- [Exercise]: Restate every line of the material, word for word.
* Begin Data provided *
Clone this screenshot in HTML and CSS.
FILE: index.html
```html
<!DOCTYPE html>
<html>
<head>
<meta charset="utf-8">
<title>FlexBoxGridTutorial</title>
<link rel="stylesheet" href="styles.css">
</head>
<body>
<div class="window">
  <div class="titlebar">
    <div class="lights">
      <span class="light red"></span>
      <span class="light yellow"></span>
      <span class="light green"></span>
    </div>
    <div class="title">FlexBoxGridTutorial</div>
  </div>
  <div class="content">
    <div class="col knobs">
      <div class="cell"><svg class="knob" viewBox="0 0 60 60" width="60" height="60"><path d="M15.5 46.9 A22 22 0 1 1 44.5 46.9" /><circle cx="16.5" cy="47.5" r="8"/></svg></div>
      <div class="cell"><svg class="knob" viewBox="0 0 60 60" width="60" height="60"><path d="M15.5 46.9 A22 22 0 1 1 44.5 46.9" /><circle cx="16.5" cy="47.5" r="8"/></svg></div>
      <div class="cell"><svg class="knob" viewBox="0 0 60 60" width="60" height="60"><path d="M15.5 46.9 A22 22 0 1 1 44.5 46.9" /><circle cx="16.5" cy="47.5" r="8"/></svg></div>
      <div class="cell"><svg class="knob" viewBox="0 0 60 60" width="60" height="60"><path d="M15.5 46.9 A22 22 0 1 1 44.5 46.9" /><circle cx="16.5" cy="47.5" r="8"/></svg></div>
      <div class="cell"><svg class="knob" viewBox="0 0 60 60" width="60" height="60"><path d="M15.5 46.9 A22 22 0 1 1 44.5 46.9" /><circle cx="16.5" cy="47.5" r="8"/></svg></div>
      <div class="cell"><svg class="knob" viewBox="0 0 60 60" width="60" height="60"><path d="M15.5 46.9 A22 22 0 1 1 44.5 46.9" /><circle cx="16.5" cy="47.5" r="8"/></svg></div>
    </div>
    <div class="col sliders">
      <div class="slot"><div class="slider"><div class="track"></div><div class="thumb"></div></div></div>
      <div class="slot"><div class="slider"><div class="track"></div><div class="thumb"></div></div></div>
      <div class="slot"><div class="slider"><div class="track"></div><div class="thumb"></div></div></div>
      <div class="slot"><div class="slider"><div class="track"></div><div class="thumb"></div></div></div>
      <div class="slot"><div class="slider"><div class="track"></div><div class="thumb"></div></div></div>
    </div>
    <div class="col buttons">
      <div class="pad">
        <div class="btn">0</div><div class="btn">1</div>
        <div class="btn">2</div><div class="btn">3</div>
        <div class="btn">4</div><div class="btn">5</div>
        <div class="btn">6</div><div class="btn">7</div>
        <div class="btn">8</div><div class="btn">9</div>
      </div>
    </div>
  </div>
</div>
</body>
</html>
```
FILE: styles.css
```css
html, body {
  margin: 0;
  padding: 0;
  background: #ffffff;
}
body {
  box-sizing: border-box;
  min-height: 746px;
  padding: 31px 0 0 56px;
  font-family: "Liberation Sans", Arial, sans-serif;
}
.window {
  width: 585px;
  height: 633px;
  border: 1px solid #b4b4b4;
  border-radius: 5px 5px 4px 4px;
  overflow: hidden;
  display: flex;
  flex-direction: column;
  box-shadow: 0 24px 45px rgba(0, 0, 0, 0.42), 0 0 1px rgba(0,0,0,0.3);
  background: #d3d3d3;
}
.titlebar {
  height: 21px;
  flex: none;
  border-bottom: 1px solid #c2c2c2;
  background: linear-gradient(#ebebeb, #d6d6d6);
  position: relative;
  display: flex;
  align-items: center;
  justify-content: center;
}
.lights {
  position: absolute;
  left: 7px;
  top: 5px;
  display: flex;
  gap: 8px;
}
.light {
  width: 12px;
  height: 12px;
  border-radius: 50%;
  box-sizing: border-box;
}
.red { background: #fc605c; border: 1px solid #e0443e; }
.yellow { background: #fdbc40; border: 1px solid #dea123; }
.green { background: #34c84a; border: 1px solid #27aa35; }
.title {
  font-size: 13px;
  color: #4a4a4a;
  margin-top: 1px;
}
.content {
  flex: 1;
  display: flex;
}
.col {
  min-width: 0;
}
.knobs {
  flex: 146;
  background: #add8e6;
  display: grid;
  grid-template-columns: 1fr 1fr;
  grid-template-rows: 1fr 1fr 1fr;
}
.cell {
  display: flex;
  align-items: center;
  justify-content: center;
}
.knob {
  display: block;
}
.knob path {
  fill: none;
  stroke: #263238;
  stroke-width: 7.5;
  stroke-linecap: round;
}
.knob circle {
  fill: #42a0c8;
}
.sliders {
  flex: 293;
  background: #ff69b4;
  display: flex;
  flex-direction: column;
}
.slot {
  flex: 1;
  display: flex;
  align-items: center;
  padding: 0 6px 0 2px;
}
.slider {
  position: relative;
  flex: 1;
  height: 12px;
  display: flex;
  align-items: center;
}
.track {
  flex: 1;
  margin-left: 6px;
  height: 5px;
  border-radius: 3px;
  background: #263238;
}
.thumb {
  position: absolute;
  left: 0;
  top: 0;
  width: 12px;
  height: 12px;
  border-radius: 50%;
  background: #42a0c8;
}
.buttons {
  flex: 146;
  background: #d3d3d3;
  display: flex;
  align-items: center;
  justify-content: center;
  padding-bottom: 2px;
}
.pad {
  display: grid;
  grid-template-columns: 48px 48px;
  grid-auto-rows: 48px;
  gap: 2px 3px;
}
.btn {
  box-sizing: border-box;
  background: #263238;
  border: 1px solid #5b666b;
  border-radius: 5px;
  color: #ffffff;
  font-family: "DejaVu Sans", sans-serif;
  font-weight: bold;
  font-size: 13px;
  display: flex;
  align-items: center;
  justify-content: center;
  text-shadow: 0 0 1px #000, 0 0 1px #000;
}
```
* End Data provided *
- [Result for this exercise]:
Clone this screenshot in HTML and CSS.
FILE: index.html
```html
<!DOCTYPE html>
<html>
<head>
<meta charset="utf-8">
<title>FlexBoxGridTutorial</title>
<link rel="stylesheet" href="styles.css">
</head>
<body>
<div class="window">
  <div class="titlebar">
    <div class="lights">
      <span class="light red"></span>
      <span class="light yellow"></span>
      <span class="light green"></span>
    </div>
    <div class="title">FlexBoxGridTutorial</div>
  </div>
  <div class="content">
    <div class="col knobs">
      <div class="cell"><svg class="knob" viewBox="0 0 60 60" width="60" height="60"><path d="M15.5 46.9 A22 22 0 1 1 44.5 46.9" /><circle cx="16.5" cy="47.5" r="8"/></svg></div>
      <div class="cell"><svg class="knob" viewBox="0 0 60 60" width="60" height="60"><path d="M15.5 46.9 A22 22 0 1 1 44.5 46.9" /><circle cx="16.5" cy="47.5" r="8"/></svg></div>
      <div class="cell"><svg class="knob" viewBox="0 0 60 60" width="60" height="60"><path d="M15.5 46.9 A22 22 0 1 1 44.5 46.9" /><circle cx="16.5" cy="47.5" r="8"/></svg></div>
      <div class="cell"><svg class="knob" viewBox="0 0 60 60" width="60" height="60"><path d="M15.5 46.9 A22 22 0 1 1 44.5 46.9" /><circle cx="16.5" cy="47.5" r="8"/></svg></div>
      <div class="cell"><svg class="knob" viewBox="0 0 60 60" width="60" height="60"><path d="M15.5 46.9 A22 22 0 1 1 44.5 46.9" /><circle cx="16.5" cy="47.5" r="8"/></svg></div>
      <div class="cell"><svg class="knob" viewBox="0 0 60 60" width="60" height="60"><path d="M15.5 46.9 A22 22 0 1 1 44.5 46.9" /><circle cx="16.5" cy="47.5" r="8"/></svg></div>
    </div>
    <div class="col sliders">
      <div class="slot"><div class="slider"><div class="track"></div><div class="thumb"></div></div></div>
      <div class="slot"><div class="slider"><div class="track"></div><div class="thumb"></div></div></div>
      <div class="slot"><div class="slider"><div class="track"></div><div class="thumb"></div></div></div>
      <div class="slot"><div class="slider"><div class="track"></div><div class="thumb"></div></div></div>
      <div class="slot"><div class="slider"><div class="track"></div><div class="thumb"></div></div></div>
    </div>
    <div class="col buttons">
      <div class="pad">
        <div class="btn">0</div><div class="btn">1</div>
        <div class="btn">2</div><div class="btn">3</div>
        <div class="btn">4</div><div class="btn">5</div>
        <div class="btn">6</div><div class="btn">7</div>
        <div class="btn">8</div><div class="btn">9</div>
      </div>
    </div>
  </div>
</div>
</body>
</html>
```
FILE: styles.css
```css
html, body {
  margin: 0;
  padding: 0;
  background: #ffffff;
}
body {
  box-sizing: border-box;
  min-height: 746px;
  padding: 31px 0 0 56px;
  font-family: "Liberation Sans", Arial, sans-serif;
}
.window {
  width: 585px;
  height: 633px;
  border: 1px solid #b4b4b4;
  border-radius: 5px 5px 4px 4px;
  overflow: hidden;
  display: flex;
  flex-direction: column;
  box-shadow: 0 24px 45px rgba(0, 0, 0, 0.42), 0 0 1px rgba(0,0,0,0.3);
  background: #d3d3d3;
}
.titlebar {
  height: 21px;
  flex: none;
  border-bottom: 1px solid #c2c2c2;
  background: linear-gradient(#ebebeb, #d6d6d6);
  position: relative;
  display: flex;
  align-items: center;
  justify-content: center;
}
.lights {
  position: absolute;
  left: 7px;
  top: 5px;
  display: flex;
  gap: 8px;
}
.light {
  width: 12px;
  height: 12px;
  border-radius: 50%;
  box-sizing: border-box;
}
.red { background: #fc605c; border: 1px solid #e0443e; }
.yellow { background: #fdbc40; border: 1px solid #dea123; }
.green { background: #34c84a; border: 1px solid #27aa35; }
.title {
  font-size: 13px;
  color: #4a4a4a;
  margin-top: 1px;
}
.content {
  flex: 1;
  display: flex;
}
.col {
  min-width: 0;
}
.knobs {
  flex: 146;
  background: #add8e6;
  display: grid;
  grid-template-columns: 1fr 1fr;
  grid-template-rows: 1fr 1fr 1fr;
}
.cell {
  display: flex;
  align-items: center;
  justify-content: center;
}
.knob {
  display: block;
}
.knob path {
  fill: none;
  stroke: #263238;
  stroke-width: 7.5;
  stroke-linecap: round;
}
.knob circle {
  fill: #42a0c8;
}
.sliders {
  flex: 293;
  background: #ff69b4;
  display: flex;
  flex-direction: column;
}
.slot {
  flex: 1;
  display: flex;
  align-items: center;
  padding: 0 6px 0 2px;
}
.slider {
  position: relative;
  flex: 1;
  height: 12px;
  display: flex;
  align-items: center;
}
.track {
  flex: 1;
  margin-left: 6px;
  height: 5px;
  border-radius: 3px;
  background: #263238;
}
.thumb {
  position: absolute;
  left: 0;
  top: 0;
  width: 12px;
  height: 12px;
  border-radius: 50%;
  background: #42a0c8;
}
.buttons {
  flex: 146;
  background: #d3d3d3;
  display: flex;
  align-items: center;
  justify-content: center;
  padding-bottom: 2px;
}
.pad {
  display: grid;
  grid-template-columns: 48px 48px;
  grid-auto-rows: 48px;
  gap: 2px 3px;
}
.btn {
  box-sizing: border-box;
  background: #263238;
  border: 1px solid #5b666b;
  border-radius: 5px;
  color: #ffffff;
  font-family: "DejaVu Sans", sans-serif;
  font-weight: bold;
  font-size: 13px;
  display: flex;
  align-items: center;
  justify-content: center;
  text-shadow: 0 0 1px #000, 0 0 1px #000;
}
```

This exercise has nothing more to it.